Wer wie Kerstin Ehmer viele Jahre als Mode- und Porträtfotografin gearbeitet hat und zudem seit 2003 die legendäre Victoria Bar in Berlin mitbetreibt, bringt beste Voraussetzungen für das Krimischreiben mit. Wie sie ihre Protagonisten zeichnet, wie sie Bilder evoziert und Stimmungen erzeugt – das hat eine große Unmittelbarkeit. Dazu kommt das schnoddrige, manchmal rotzige Idiom, das den typisch nassforschen Berliner Charme ausmacht.

Nach dem erfolgreichen ersten Roman "Der weiße Affe" (inzwischen in dritter Auflage), der das Berlin der Weimarer Zeit in ganz anderer Weise erschließt als die Bücher Volker Kutschers, kommt im August der zweite Band, "Die schwarze Fee" (Pendragon, 376 S., 18 Euro).
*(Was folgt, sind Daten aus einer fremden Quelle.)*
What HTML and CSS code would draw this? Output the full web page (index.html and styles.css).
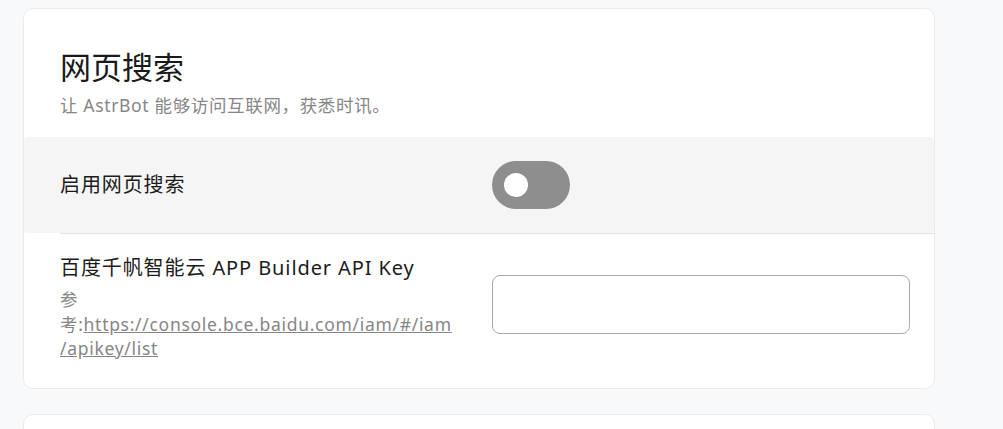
FILE: index.html
```html
<!DOCTYPE html>
<html lang="zh-CN">
<head>
<meta charset="utf-8">
<title>网页搜索</title>
<link rel="stylesheet" href="styles.css">
</head>
<body>
<div class="page">
  <section class="card">
    <header class="card-head">
      <h2 class="card-title">网页搜索</h2>
      <p class="card-sub">让 AstrBot 能够访问互联网，获悉时讯。</p>
    </header>
    <div class="setting setting-active">
      <div class="setting-inner">
        <div class="setting-label">
          <div class="label">启用网页搜索</div>
        </div>
        <div class="setting-control">
          <span class="switch"><span class="knob"></span></span>
        </div>
      </div>
    </div>
    <div class="setting">
      <div class="setting-inner setting-inner-tall">
        <div class="setting-label">
          <div class="label">百度千帆智能云 APP Builder API Key</div>
          <div class="hint">参考:<a class="hint-link" href="#">https://console.bce.baidu.com/iam/#/iam/apikey/list</a></div>
        </div>
        <div class="setting-control">
          <input class="text-input" type="text">
        </div>
      </div>
    </div>
  </section>
  <section class="card card-next"></section>
</div>
</body>
</html>
```

FILE: styles.css
```css
* { box-sizing: border-box; }

html, body {
  margin: 0;
  padding: 0;
  background: #f8f9fa;
  font-family: "Noto Sans", "Noto Sans CJK SC", sans-serif;
  overflow: hidden;
}

.page {
  padding: 8px 68px 0 23px;
}

.card {
  background: #ffffff;
  border: 1px solid #ebebeb;
  border-radius: 10px;
}

.card-head {
  padding: 39px 36px 20px 36px;
}

.card-title {
  margin: 0;
  font-size: 31px;
  line-height: 38px;
  font-weight: 400;
  color: #1a1a1a;
}

.card-sub {
  margin: 7px 0 0 0;
  font-size: 17.5px;
  line-height: 24px;
  letter-spacing: 0.65px;
  color: #868686;
}

.setting {
  padding-left: 36px;
  border-radius: 4px;
}

.setting-active {
  background: #f5f5f5;
}

.setting + .setting .setting-inner {
  border-top: 1px solid #e2e2e2;
}

.setting-inner {
  display: grid;
  grid-template-columns: 396px 418px;
  column-gap: 36px;
  align-items: center;
  padding-right: 24px;
  min-height: 96px;
}

.setting-inner-tall {
  padding-top: 20px;
  padding-bottom: 27px;
}

.label {
  font-size: 20px;
  line-height: 28px;
  letter-spacing: 0.9px;
  color: #1c1c1c;
}

.hint {
  margin-top: 5px;
  font-size: 17.5px;
  line-height: 24.5px;
  letter-spacing: 0.7px;
  color: #868686;
  overflow-wrap: break-word;
}

.hint-link {
  color: #868686;
  text-decoration: underline;
}

.switch {
  display: flex;
  align-items: center;
  width: 78px;
  height: 48px;
  border-radius: 24px;
  background: #8e8e8e;
}

.knob {
  width: 24px;
  height: 24px;
  margin-left: 12px;
  border-radius: 50%;
  background: #ffffff;
}

.text-input {
  display: block;
  width: 100%;
  height: 59px;
  margin-bottom: 6px;
  border: 1px solid #aaaaaa;
  border-radius: 8px;
  background: #ffffff;
  font: inherit;
  outline: none;
}

.card-next {
  margin-top: 25px;
  height: 120px;
}
```
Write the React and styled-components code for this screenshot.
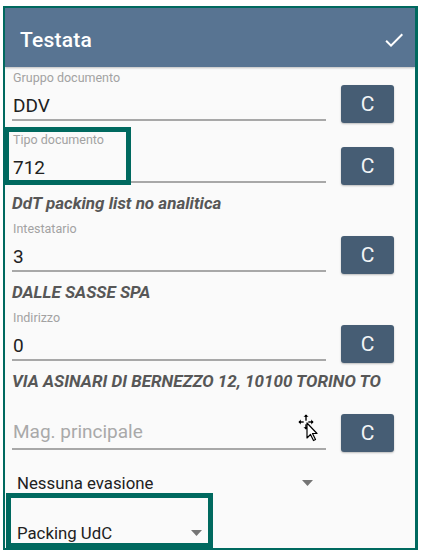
import React from "react";
import styled, { createGlobalStyle } from "styled-components";

const teal = "#00695f";

const Global = createGlobalStyle`
    html, body {
        margin: 0;
        padding: 0;
        background: #ffffff;
        font-family: Roboto, "Noto Sans", Arial, sans-serif;
    }
`;

const campi = [
    { etichetta: "Gruppo documento", valore: "DDV", top: 0 },
    { etichetta: "Tipo documento", valore: "712", top: 12, nota: "DdT packing list no analitica" },
    { etichetta: "Intestatario", valore: "3", top: 0, nota: "DALLE SASSE SPA" },
    { etichetta: "Indirizzo", valore: "0", top: 0, nota: "VIA ASINARI DI BERNEZZO 12, 10100 TORINO TO" },
];

const Freccia = () => (
    <svg width="11" height="6" viewBox="0 0 11 6">
        <path d="M0 0h11L5.5 6z" fill="#757575" />
    </svg>
);

const Cursore = () => (
    <svg width="24" height="30" viewBox="0 0 24 30">
        <g fill="#000" stroke="#fff" strokeWidth="0.6">
            <path d="M9 1l3 3h-2v4H8V4H6z" />
            <path d="M9 17l3-3h-2v-3H8v3H6z" />
            <path d="M1 9l3-3v2h3v2H4v2z" />
            <path d="M17 9l-3-3v2h-3v2h3v2z" />
        </g>
        <path d="M10 10v15l3.5-3.5 3 6 2-1-3-6H20z" fill="#fff" stroke="#000" strokeWidth="1.2" strokeLinejoin="round" />
    </svg>
);

const Testata = () => {
    return (
        <Pagina>
            <Global />
            <Cornice>
                <Intestazione>
                    <Titolo>Testata</Titolo>
                    <svg width="24" height="24" viewBox="0 0 24 24">
                        <path d="M9 16.17L4.83 12l-1.42 1.41L9 19 21 7l-1.41-1.41z" fill="#fff" />
                    </svg>
                </Intestazione>
                <Contenuto>
                    {campi.map((c) => (
                        <React.Fragment key={c.etichetta}>
                            <Riga $top={c.top}>
                                <Campo>
                                    <Etichetta>{c.etichetta}</Etichetta>
                                    <Valore>{c.valore}</Valore>
                                </Campo>
                                <Bottone>C</Bottone>
                            </Riga>
                            {c.nota && <Nota>{c.nota}</Nota>}
                        </React.Fragment>
                    ))}
                    <Riga $top={0}>
                        <Campo>
                            <Etichetta />
                            <Valore $segnaposto>Mag. principale</Valore>
                        </Campo>
                        <Bottone>C</Bottone>
                    </Riga>
                    <Selezione $larghezza={314}>
                        <span>Nessuna evasione</span>
                        <Freccia />
                    </Selezione>
                    <Selezione $larghezza={203}>
                        <span>Packing UdC</span>
                        <Freccia />
                    </Selezione>
                </Contenuto>
            </Cornice>
            <Evidenza $x={4} $y={127} $w={127} $h={58} />
            <Evidenza $x={6} $y={493} $w={207} $h={55} />
            <Puntatore>
                <Cursore />
            </Puntatore>
        </Pagina>
    );
};

const Pagina = styled.div`
    position: relative;
    width: 423px;
    height: 556px;
    overflow: hidden;
`;

const Cornice = styled.div`
    margin: 6px 0 0 3px;
    width: 415px;
    height: 544px;
    box-sizing: border-box;
    border: 2px solid ${teal};
    border-right-width: 3px;
    background: #fafafa;
    overflow: hidden;
`;

const Intestazione = styled.header`
    height: 59px;
    box-sizing: border-box;
    padding: 4px 9px 0 15px;
    display: flex;
    align-items: center;
    justify-content: space-between;
    background: #587492;
    box-shadow: 0 1px 2px rgba(0, 0, 0, 0.25);
    position: relative;
`;

const Titolo = styled.h1`
    margin: 0;
    font-size: 21px;
    font-weight: 500;
    color: #ffffff;
    letter-spacing: 0.2px;
`;

const Contenuto = styled.div`
    padding: 4px 21px 0 7px;
`;

const Riga = styled.div`
    display: flex;
    align-items: flex-end;
    gap: 15px;
    margin-top: ${(p) => p.$top}px;
`;

const Campo = styled.div`
    flex: 1;
    border-bottom: 2px solid #a8a8a8;
`;

const Etichetta = styled.div`
    height: 14px;
    font-size: 12.5px;
    line-height: 14px;
    color: #a2a2a2;
    padding-left: 1px;
`;

const Valore = styled.div`
    height: 34px;
    box-sizing: border-box;
    padding: ${(p) => (p.$segnaposto ? "6px" : "9px")} 0 0 1px;
    font-size: 19px;
    line-height: 24px;
    color: ${(p) => (p.$segnaposto ? "#a9a9a9" : "#212121")};
`;

const Bottone = styled.button`
    width: 53px;
    height: 38px;
    margin-bottom: -2px;
    border: none;
    border-radius: 3px;
    background: #465d74;
    box-shadow: 0 1px 2px rgba(0, 0, 0, 0.25);
    color: #f2f4f6;
    font-family: Roboto, sans-serif;
    font-size: 21px;
    padding: 0;
`;

const Nota = styled.div`
    margin: 10px 0 9px;
    font-size: 17px;
    line-height: 20px;
    font-weight: 700;
    font-style: italic;
    color: #575757;
    white-space: nowrap;
`;

const Selezione = styled.div`
    width: ${(p) => p.$larghezza}px;
    height: 50px;
    box-sizing: border-box;
    padding: 23px 13px 0 5px;
    display: flex;
    align-items: flex-start;
    justify-content: space-between;
    font-size: 16.8px;
    line-height: 20px;
    color: #212121;

    svg {
        margin-top: 7px;
    }
`;

const Evidenza = styled.div`
    position: absolute;
    left: ${(p) => p.$x}px;
    top: ${(p) => p.$y}px;
    width: ${(p) => p.$w}px;
    height: ${(p) => p.$h}px;
    box-sizing: border-box;
    border: 5px solid ${teal};
    pointer-events: none;
`;

const Puntatore = styled.div`
    position: absolute;
    left: 297px;
    top: 413px;
    line-height: 0;
`;

export default Testata;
Kommissar Ariel Spiro muss wegen zweier Giftmorde im russischen Milieu ermitteln – unter Emigranten, die vor der sowjetischen Geheimpolizei nach Berlin geflohen sind. Ein zeitgeschichtlicher Krimi, der die aufgewühlte und gewaltsame Situation der 20er Jahre schildert.

Alex Beer

Schon für ihren zweiten Roman über Kriminalinspektor August Emmerich ("Der zweite Reiter") ist die in Bregenz geborene österreichische Autorin und studierte Archäologin Alex Beer 2017 mit dem renommierten Leo-Perutz-Preis ausgezeichnet worden. Die Jury lobte das Buch als "ein Kunststück der Stimmungsmalerei, das Wien in einem düsteren, aber faszinierenden Licht neu erstrahlen lässt". Der dritte Fall für Emmerich ereignet sich im November 1920. Eine vorzeitige Kältewelle im Herbst hat die Ernte zunichtegemacht, die Arbeitslosigkeit grassiert, die organisierte Kriminalität prosperiert – und inmitten des Elends erschüttert eine Mordserie die Stadt. Die Leichen sind so grauenvoll zugerichtet, als ob sie dem Eistod in Dantes "Inferno" entsprungen wären. Der Täter scheint ein Rächer zu sein, der andere, die gegen das Gesetz verstoßen haben, zur Rechenschaft zieht. Seine Bekennerschreiben unterzeichnet er mit "666", der Teufelszahl ("Der dunkle Bote. Ein Fall für August Emmerich", Limes, 400 S., 20 Euro).